Esau, that profane man, held his birthright as of little account. Jacob, the supplanter, wanted that birthright and took it from Esau by guile, a low trick, a despicable action, taking advantage of his brother’s hunger to trade a comparatively worthless bowl of soup for Esau’s birthright. Whom did God blame? Jacob, for behaving so despicably? No! Esau, for despising his birthright. If anyone tricks us out of the enjoyment of our birthright, whom will God hold responsible? The trickster, or us for not valuing and living in the good of our birthright?
It was pointed out earlier that there is no direct mention of our priesthood by name in any of the Epistles until we come to Hebrews; how strange! Here are the church Epistles instructing us in our behaviour as individuals and as assemblies, yet there is no mention of such an important subject as our being called to function as priests. The inevitable question arises, why? Could it be that the Lord in His omniscience knew that the church would be riddled with sacerdotalism? Practically every denomination has its clerical hierarchy, that does not conform to the scriptural pattern. In reality, however, there are no professional and amateur Christians, no first class and second class believers. Priesthood cannot be attained by going to Bible Schools or Seminaries. There is one instructor in the things of God, “the Holy Ghost, whom the Father will send in my name, he shall teach you all things”, John 14. 26, and the motive force behind that teaching is not that a man may obtain advancement in the priesthood or even in the church but rather “If a man love me, he will keep my words”, v. 23. All who qualify by new birth are called to be priests.

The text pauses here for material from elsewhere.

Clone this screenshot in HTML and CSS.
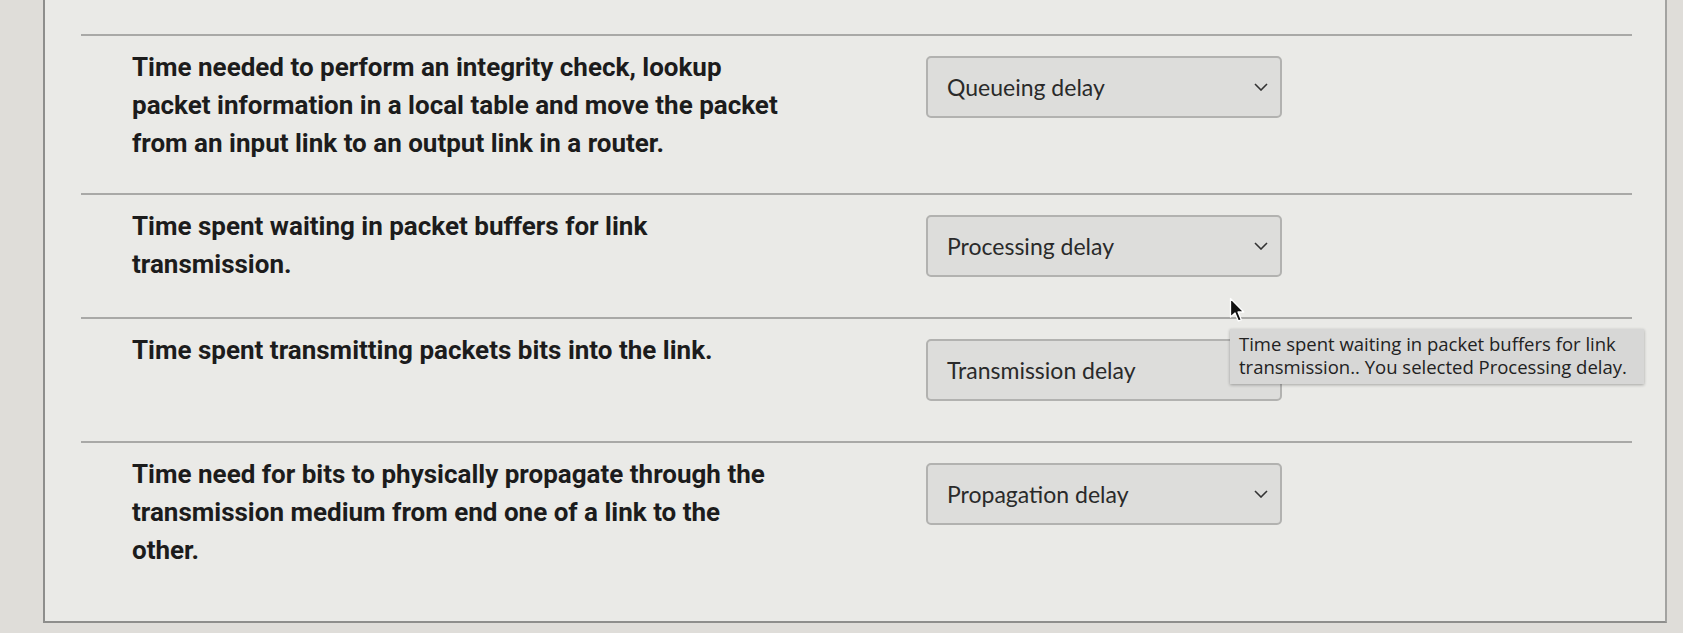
FILE: index.html
```html
<!DOCTYPE html>
<html lang="en">
<head>
<meta charset="utf-8">
<title>Matching question</title>
<link rel="stylesheet" href="styles.css">
</head>
<body>
<div class="panel">
  <div class="rows">
    <div class="row">
      <div class="question">Time needed to perform an integrity check, lookup packet information in a local table and move the packet from an input link to an output link in a router.</div>
      <div class="answer"><div class="select"><span>Queueing delay</span><svg class="chev" viewBox="0 0 14 8" width="14" height="8"><path d="M1 1 L7 7 L13 1" fill="none" stroke="#333" stroke-width="1.6"/></svg></div></div>
    </div>
    <div class="row">
      <div class="question">Time spent waiting in packet buffers for link transmission.</div>
      <div class="answer"><div class="select"><span>Processing delay</span><svg class="chev" viewBox="0 0 14 8" width="14" height="8"><path d="M1 1 L7 7 L13 1" fill="none" stroke="#333" stroke-width="1.6"/></svg></div></div>
    </div>
    <div class="row">
      <div class="question">Time spent transmitting packets bits into the link.</div>
      <div class="answer">
        <div class="select"><span>Transmission delay</span><svg class="chev" viewBox="0 0 14 8" width="14" height="8"><path d="M1 1 L7 7 L13 1" fill="none" stroke="#333" stroke-width="1.6"/></svg></div>
        <div class="tooltip">Time spent waiting in packet buffers for link<br>transmission.. You selected Processing delay.</div>
        <svg class="cursor" viewBox="0 0 16 26" width="16" height="26"><path d="M1.5 1.5 L1.5 20 L6 16 L9.3 24 L12.3 22.8 L9 15 L14.8 15 Z" fill="#111" stroke="#fff" stroke-width="1.3" stroke-linejoin="round"/></svg>
      </div>
    </div>
    <div class="row">
      <div class="question">Time need for bits to physically propagate through the transmission medium from end one of a link to the other.</div>
      <div class="answer"><div class="select"><span>Propagation delay</span><svg class="chev" viewBox="0 0 14 8" width="14" height="8"><path d="M1 1 L7 7 L13 1" fill="none" stroke="#333" stroke-width="1.6"/></svg></div></div>
    </div>
  </div>
</div>
</body>
</html>
```

FILE: styles.css
```css
html, body {
  margin: 0;
  padding: 0;
}
body {
  background: #dfddd9;
  padding-left: 43px;
  height: 633px;
  overflow: hidden;
}
.panel {
  box-sizing: border-box;
  width: 1624px;
  height: 623px;
  background: #eaeae7;
  border-left: 2px solid #8e8e8c;
  border-right: 2px solid #a3a3a1;
  border-bottom: 2px solid #8e8e8c;
  padding-top: 34px;
  overflow: hidden;
}
.rows {
  margin: 0 33px 0 36px;
}
.row {
  display: grid;
  grid-template-columns: 652px 356px;
  column-gap: 142px;
  align-items: start;
  border-top: 2px solid #a9a9a7;
  padding: 12px 0 31px 51px;
}
.question {
  font-family: Roboto, "Liberation Sans", sans-serif;
  font-weight: 700;
  font-size: 26px;
  line-height: 38px;
  color: #1c1c1c;
}
.answer {
  position: relative;
  margin: 8px 0 9px;
}
.select {
  box-sizing: border-box;
  height: 62px;
  display: flex;
  align-items: center;
  justify-content: space-between;
  padding: 0 12px 0 19px;
  background: #dddddb;
  border: 2px solid #b2b2b0;
  border-radius: 5px;
  font-family: Lato, "Open Sans", sans-serif;
  font-size: 23px;
  color: #2a2a2a;
}
.chev {
  display: block;
}
.tooltip {
  position: absolute;
  left: 304px;
  top: -10px;
  box-sizing: border-box;
  width: 414px;
  height: 55px;
  padding: 3px 0 0 9px;
  background: #d7d7d6;
  box-shadow: 0 1px 3px rgba(0,0,0,0.3);
  font-family: "Open Sans", "DejaVu Sans", sans-serif;
  font-size: 18.5px;
  line-height: 23px;
  color: #222;
  white-space: nowrap;
}
.cursor {
  position: absolute;
  left: 303px;
  top: -42px;
}
```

How kindly and tolerantly we tend to look upon a manmade priesthood, yet how dishonouring to the Lord this is. Twice in those instructive letters to the local churches in Revelation 2-3 the Lord refers to the Nicolaitans; first to the church at Ephesus, 2. 6, and then to Pergamos, 2. 15. In both instances the Lord says that it is deeds and doctrine that He hates. If we discount the claims of the Early Church Fathers that the Nicolaitans were a libertine Gnostic sect, then we know no more of them than is said in Revelation 2. Surely God would not waste precious words in His book, especially where He is issuing detailed instructions to the local churches, unless there was some message here for us. To mention the Nicolaitans once for no apparent reason would be unusual; to mention them twice, and for the Lord of love to pronounce hatred upon them and to commend His people for so doing, must have some important lesson. Names in Scripture have great import; often in the Old Testament they portray the character of the individual, and even in the New Testament Saul’s name was changed to Paul, and more exemplary still is the name of the Lord Himself, that wonderful name, Jesus — “he shall save his people from their sins”. How, then, about the Nicolaitans? The name means, those who conquer or set themselves above the laity or people. Do not let us limit this to manmade priesthoods. Anyone who sets himself up over the Lord’s people is guilty of that which the Lord hates (this must not be confused with the position of elders, who do not put themselves into positions of authority, but are recognized by the assembly as having the necessary attributes). The most glaring form of Nicolaitanism in Christendom is undoubtedly displayed by those who set themselves above the laity in title or dress.
The priesthood is our birthright. Remember that it was not the man who took the birthright by underhand means who incurred the Lord’s displeasure, but the man who held his birthright lightly. The same word is used of him as is used of the Nicolaitans, “yet I loved Jacob, and I hated Esau”, Mal. 1. 2, 3; Rom. 9. 13. Let us value our birthright if we would enjoy the Lord’s approval.
Finally, the priest was not called upon only to fight against Israel’s enemies, but to stand for the Lord against those of his own nation, Exod. 32. 28; Num. 25. 6-13. These articles are not written to cause dissension, pain or division, but as a priestly exercise to warn against setting foot on the slippery slopes of ecumenicalism that will ultimately lead to a merger with Rome and to the Lord’s wrath being poured out upon that Babylon. “Come out of her, my people, that ye be not partakers of her sins”, Rev. 18. 4.